A section observing that technical studies have repeatedly found that high penetrations of variable generation sources can be integrated into the grid is now qualified with the following:

“However, these studies (particularly those examining high VRE levels) may often assume (or ignore) modeled conditions that could be difficult and/or costly to achieve in practice, such as a large transmission buildout that may face siting or other obstacles, ability of non-wind and solar plants to remain financially viable and thus available, institutional changes, or, for one study, synchronization of all three interconnections.”

Response

Abigail Ross Hopper, president and CEO of the Solar Energy Industries Association (SEIA) issued a statement shortly after the release of the 181 page-report.

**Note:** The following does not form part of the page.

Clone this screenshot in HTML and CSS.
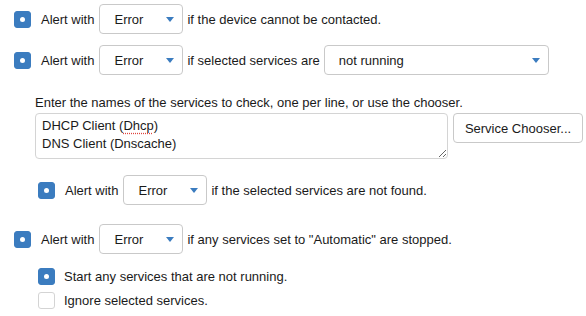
FILE: index.html
```html
<!DOCTYPE html>
<html lang="en">
<head>
    <meta charset="UTF-8">
    <title>Service Monitor Options</title>
    <link rel="stylesheet" href="styles.css">
</head>
<body>
    <div class="options">
        <div class="row">
            <span class="check checked"></span>
            <span class="label">Alert with</span>
            <div class="dropdown">
                <span>Error</span>
                <svg class="arrow" width="8" height="5" viewBox="0 0 8 5"><path d="M0 0H8L4 5Z"/></svg>
            </div>
            <span>if the device cannot be contacted.</span>
        </div>

        <div class="row row-second">
            <span class="check checked"></span>
            <span class="label">Alert with</span>
            <div class="dropdown">
                <span>Error</span>
                <svg class="arrow" width="8" height="5" viewBox="0 0 8 5"><path d="M0 0H8L4 5Z"/></svg>
            </div>
            <span>if selected services are</span>
            <div class="dropdown dropdown-wide">
                <span>not running</span>
                <svg class="arrow" width="8" height="5" viewBox="0 0 8 5"><path d="M0 0H8L4 5Z"/></svg>
            </div>
        </div>

        <div class="services">
            <div class="services-label">Enter the names of the services to check, one per line, or use the chooser.</div>
            <div class="services-input">
                <div class="textarea">DHCP Client (<span class="misspelled">Dhcp</span>)<br>DNS Client (Dnscache)</div>
                <button class="chooser">Service Chooser...</button>
            </div>
        </div>

        <div class="row row-nested">
            <span class="check checked"></span>
            <span class="label">Alert with</span>
            <div class="dropdown">
                <span>Error</span>
                <svg class="arrow" width="8" height="5" viewBox="0 0 8 5"><path d="M0 0H8L4 5Z"/></svg>
            </div>
            <span>if the selected services are not found.</span>
        </div>

        <div class="row row-auto">
            <span class="check checked"></span>
            <span class="label">Alert with</span>
            <div class="dropdown">
                <span>Error</span>
                <svg class="arrow" width="8" height="5" viewBox="0 0 8 5"><path d="M0 0H8L4 5Z"/></svg>
            </div>
            <span>if any services set to "Automatic" are stopped.</span>
        </div>

        <div class="sub-options">
            <div class="sub-row">
                <span class="check checked"></span>
                <span>Start any services that are not running.</span>
            </div>
            <div class="sub-row">
                <span class="check"></span>
                <span>Ignore selected services.</span>
            </div>
        </div>
    </div>
</body>
</html>
```

FILE: styles.css
```css
body {
    margin: 0;
    font-family: "Liberation Sans", Arial, sans-serif;
    font-size: 13px;
    color: #1a1a1a;
    background-color: white;
}

.options {
    padding: 4px 0 0 14px;
}

.row {
    display: flex;
    align-items: center;
    height: 30px;
}

.row-second {
    margin-top: 11px;
}

.row-nested {
    margin: 16px 0 0 24px;
}

.row-auto {
    margin-top: 19px;
}

.check {
    box-sizing: border-box;
    width: 17px;
    height: 17px;
    border-radius: 3px;
    border: 1px solid #d4d4d4;
    background-color: white;
    display: flex;
    align-items: center;
    justify-content: center;
    flex-shrink: 0;
}

.check.checked {
    background-color: #3b7cbf;
    border-color: #3b7cbf;
}

.check.checked::after {
    content: "";
    width: 5px;
    height: 5px;
    border-radius: 50%;
    background-color: white;
}

.label {
    margin-left: 10px;
}

.dropdown {
    box-sizing: border-box;
    width: 84px;
    height: 30px;
    margin: 0 4px 0 5px;
    padding: 0 8px 0 14px;
    border: 1px solid #c9c9c9;
    border-radius: 4px;
    display: flex;
    align-items: center;
    justify-content: space-between;
}

.dropdown-wide {
    width: 225px;
    margin-left: 4px;
}

.arrow {
    fill: #3b7cbf;
}

/* Service list */
.services {
    margin: 20px 0 0 21px;
}

.services-label {
    line-height: 16px;
    margin-bottom: 2px;
}

.services-input {
    display: flex;
    align-items: flex-start;
    gap: 5px;
}

.textarea {
    box-sizing: border-box;
    width: 413px;
    height: 46px;
    padding: 3px 6px;
    border: 1px solid #d4d4d4;
    border-radius: 4px;
    font-family: "Liberation Sans", Arial, sans-serif;
    line-height: 18px;
    overflow: auto;
    resize: both;
}

.misspelled {
    text-decoration: underline dotted #e0443e;
    text-underline-offset: 3px;
}

.chooser {
    box-sizing: border-box;
    width: 130px;
    height: 30px;
    background-color: white;
    border: 1px solid #c9c9c9;
    border-radius: 4px;
    font-family: inherit;
    font-size: 13px;
    color: #1a1a1a;
}

/* Start / ignore */
.sub-options {
    margin: 10px 0 0 24px;
}

.sub-row {
    display: flex;
    align-items: center;
    gap: 9px;
    height: 24px;
}
```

“While we are still reviewing the specifics of this study, it’s been proven time and again that a diversified electricity mix is good for the overall system and poses no threat to the reliability of our nation’s grid,” she said. “On the contrary, solar and other renewables provide significant cost savings, relieve pressure on our nation’s infrastructure and improve the grid’s overall performance.

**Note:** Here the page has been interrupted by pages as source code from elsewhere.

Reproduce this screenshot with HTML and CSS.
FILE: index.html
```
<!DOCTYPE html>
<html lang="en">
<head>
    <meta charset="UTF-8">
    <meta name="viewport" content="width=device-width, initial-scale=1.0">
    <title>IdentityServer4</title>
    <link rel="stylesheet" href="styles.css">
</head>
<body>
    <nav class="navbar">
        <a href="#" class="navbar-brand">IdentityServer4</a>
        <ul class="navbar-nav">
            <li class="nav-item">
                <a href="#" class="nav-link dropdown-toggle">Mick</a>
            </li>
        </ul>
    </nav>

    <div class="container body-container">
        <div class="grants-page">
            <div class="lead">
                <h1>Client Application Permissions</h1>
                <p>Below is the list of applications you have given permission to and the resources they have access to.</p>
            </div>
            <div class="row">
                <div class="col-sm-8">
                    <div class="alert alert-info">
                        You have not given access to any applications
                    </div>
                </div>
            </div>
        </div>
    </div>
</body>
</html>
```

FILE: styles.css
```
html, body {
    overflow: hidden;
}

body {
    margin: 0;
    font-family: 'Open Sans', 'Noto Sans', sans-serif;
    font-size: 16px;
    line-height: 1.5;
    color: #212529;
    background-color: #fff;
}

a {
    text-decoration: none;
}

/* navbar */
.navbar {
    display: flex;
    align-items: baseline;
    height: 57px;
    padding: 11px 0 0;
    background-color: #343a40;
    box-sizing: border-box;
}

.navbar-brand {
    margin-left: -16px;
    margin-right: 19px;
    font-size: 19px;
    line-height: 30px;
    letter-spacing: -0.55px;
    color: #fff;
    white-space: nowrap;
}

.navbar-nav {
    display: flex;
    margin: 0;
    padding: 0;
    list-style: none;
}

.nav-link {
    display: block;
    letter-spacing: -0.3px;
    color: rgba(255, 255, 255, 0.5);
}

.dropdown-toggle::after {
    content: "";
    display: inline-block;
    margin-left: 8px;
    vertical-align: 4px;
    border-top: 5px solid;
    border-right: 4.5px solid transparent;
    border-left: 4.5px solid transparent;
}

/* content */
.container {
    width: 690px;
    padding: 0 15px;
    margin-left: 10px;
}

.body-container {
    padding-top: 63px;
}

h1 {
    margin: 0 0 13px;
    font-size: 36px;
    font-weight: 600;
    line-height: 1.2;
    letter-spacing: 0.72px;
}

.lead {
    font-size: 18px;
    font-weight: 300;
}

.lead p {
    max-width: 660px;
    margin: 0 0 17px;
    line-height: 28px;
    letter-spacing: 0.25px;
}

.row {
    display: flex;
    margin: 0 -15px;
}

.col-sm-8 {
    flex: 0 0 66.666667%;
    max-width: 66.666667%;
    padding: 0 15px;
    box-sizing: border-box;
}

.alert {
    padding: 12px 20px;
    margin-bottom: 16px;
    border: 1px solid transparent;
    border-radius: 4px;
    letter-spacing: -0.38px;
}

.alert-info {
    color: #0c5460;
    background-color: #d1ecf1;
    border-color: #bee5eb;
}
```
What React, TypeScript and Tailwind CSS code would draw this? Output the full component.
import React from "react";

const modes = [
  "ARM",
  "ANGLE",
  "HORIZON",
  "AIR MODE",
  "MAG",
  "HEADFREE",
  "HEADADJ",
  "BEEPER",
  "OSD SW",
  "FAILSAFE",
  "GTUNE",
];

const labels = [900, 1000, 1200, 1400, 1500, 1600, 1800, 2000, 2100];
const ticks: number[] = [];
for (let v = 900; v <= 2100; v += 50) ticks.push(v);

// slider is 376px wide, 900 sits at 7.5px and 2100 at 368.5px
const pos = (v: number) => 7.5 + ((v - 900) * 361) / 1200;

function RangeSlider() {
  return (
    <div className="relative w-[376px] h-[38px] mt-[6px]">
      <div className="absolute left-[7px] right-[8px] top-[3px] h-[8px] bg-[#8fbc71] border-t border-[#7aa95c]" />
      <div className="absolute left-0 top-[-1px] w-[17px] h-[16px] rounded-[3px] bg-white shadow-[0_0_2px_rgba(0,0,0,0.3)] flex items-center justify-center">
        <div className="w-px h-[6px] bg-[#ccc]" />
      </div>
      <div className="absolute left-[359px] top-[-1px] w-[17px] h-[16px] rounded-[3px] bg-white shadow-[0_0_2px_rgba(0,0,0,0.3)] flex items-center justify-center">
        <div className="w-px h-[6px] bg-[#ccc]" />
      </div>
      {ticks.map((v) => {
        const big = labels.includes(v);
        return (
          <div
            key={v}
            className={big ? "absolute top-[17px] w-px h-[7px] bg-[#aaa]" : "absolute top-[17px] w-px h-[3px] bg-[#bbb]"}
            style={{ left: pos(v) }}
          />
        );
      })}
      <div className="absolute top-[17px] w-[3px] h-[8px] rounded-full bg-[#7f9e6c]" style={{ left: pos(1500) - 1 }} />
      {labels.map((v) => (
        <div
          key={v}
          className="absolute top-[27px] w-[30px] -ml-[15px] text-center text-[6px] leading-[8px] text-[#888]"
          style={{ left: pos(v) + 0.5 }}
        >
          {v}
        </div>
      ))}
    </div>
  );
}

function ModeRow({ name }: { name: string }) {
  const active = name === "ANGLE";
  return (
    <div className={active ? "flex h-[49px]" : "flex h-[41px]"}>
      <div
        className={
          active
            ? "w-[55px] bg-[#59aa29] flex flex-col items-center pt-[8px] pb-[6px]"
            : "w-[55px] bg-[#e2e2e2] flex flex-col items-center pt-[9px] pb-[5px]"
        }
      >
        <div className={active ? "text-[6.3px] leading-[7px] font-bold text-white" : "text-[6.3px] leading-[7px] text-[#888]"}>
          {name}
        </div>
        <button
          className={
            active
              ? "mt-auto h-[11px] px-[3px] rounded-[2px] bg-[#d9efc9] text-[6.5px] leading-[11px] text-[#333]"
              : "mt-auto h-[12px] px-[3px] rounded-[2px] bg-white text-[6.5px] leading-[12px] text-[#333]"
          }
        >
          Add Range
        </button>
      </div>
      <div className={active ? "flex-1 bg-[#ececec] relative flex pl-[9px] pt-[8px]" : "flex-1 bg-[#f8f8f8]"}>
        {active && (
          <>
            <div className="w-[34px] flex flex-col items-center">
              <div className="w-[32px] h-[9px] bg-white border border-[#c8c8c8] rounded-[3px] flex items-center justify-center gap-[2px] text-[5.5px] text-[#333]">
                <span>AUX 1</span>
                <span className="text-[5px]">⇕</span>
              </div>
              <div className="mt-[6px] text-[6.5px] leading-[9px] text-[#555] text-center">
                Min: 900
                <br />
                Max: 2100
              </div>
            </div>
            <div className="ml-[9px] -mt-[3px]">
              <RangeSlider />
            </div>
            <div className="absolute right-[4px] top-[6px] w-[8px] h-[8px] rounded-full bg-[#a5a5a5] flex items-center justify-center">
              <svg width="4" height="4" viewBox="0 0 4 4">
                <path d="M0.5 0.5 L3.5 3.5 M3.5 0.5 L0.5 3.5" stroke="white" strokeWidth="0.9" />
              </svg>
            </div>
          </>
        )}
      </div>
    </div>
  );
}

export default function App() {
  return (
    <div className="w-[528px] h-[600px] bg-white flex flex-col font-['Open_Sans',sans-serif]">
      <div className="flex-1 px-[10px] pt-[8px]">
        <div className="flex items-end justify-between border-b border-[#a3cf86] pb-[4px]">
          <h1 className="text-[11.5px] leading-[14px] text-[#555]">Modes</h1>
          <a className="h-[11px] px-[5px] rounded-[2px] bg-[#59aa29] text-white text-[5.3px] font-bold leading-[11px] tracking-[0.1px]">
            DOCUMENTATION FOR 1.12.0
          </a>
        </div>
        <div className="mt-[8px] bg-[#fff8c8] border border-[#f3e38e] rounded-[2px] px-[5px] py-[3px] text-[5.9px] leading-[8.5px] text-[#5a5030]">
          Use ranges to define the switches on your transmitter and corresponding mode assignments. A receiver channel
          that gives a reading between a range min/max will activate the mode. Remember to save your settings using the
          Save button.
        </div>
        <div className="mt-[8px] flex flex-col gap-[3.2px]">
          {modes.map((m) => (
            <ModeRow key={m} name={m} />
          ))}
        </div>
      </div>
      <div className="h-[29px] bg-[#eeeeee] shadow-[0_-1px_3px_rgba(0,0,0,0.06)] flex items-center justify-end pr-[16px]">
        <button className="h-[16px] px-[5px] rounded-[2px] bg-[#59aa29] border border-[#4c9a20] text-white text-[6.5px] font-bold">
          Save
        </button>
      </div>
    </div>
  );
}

“We think it’s essential that policymakers account for the many benefits solar energy offers and that they recognize that innovation is driving an accelerated move toward greater use of solar energy, which has the approval of 90% of all Americans. As an industry, we remain intently focused on providing affordable and reliable electricity to American families and look forward to working with Secretary Perry and his staff to ensure that our increasingly diverse grid continues to flourish,” added Ross Hopper.

Exelon, a power provider with 34GW of generation capacity, including around 19GW of nuclear, praised the report saying it was “pleased that the Department of Energy has called for urgently needed energy market reforms as its first priority for the new FERC to address quickly. These reforms will help preserve clean energy sources and ensure critical American assets remain part of the mix, including baseload nuclear plants that provide more than 60 percent of our nation’s emissions-free energy. We applaud the Department of Energy for their work…”

Advanced Energy Economy, which published its own parallel version of the study said it was pleased that low-cost gas had been identified as the main agent of change for the grid.

“But this report seriously overstates the challenges associated with new energy resources,” warned Graham Richard, CEO of Advanced Energy Economy. “It also implies that certain power plants now losing out in the marketplace make an irreplaceable contribution to reliability and resilience, which is not the case.

“What is happening in our power grid is a natural process of technology progress and market competition,” said Richard.

“Our nation’s grid operators themselves have said they are facing no difficulty in managing an increasingly diverse set of resources, and that they will have no difficulty maintaining reliability as uncompetitive power plants inevitably retire,” he added. “Distributed energy resources, energy storage, advanced grid technologies, demand response, and other advanced energy technologies are helping to make the electric power system more flexible, reliable, and resilient. When coal piles froze and coal plants failed in the Polar Vortex, it was wind power and demand response that kept the lights on.”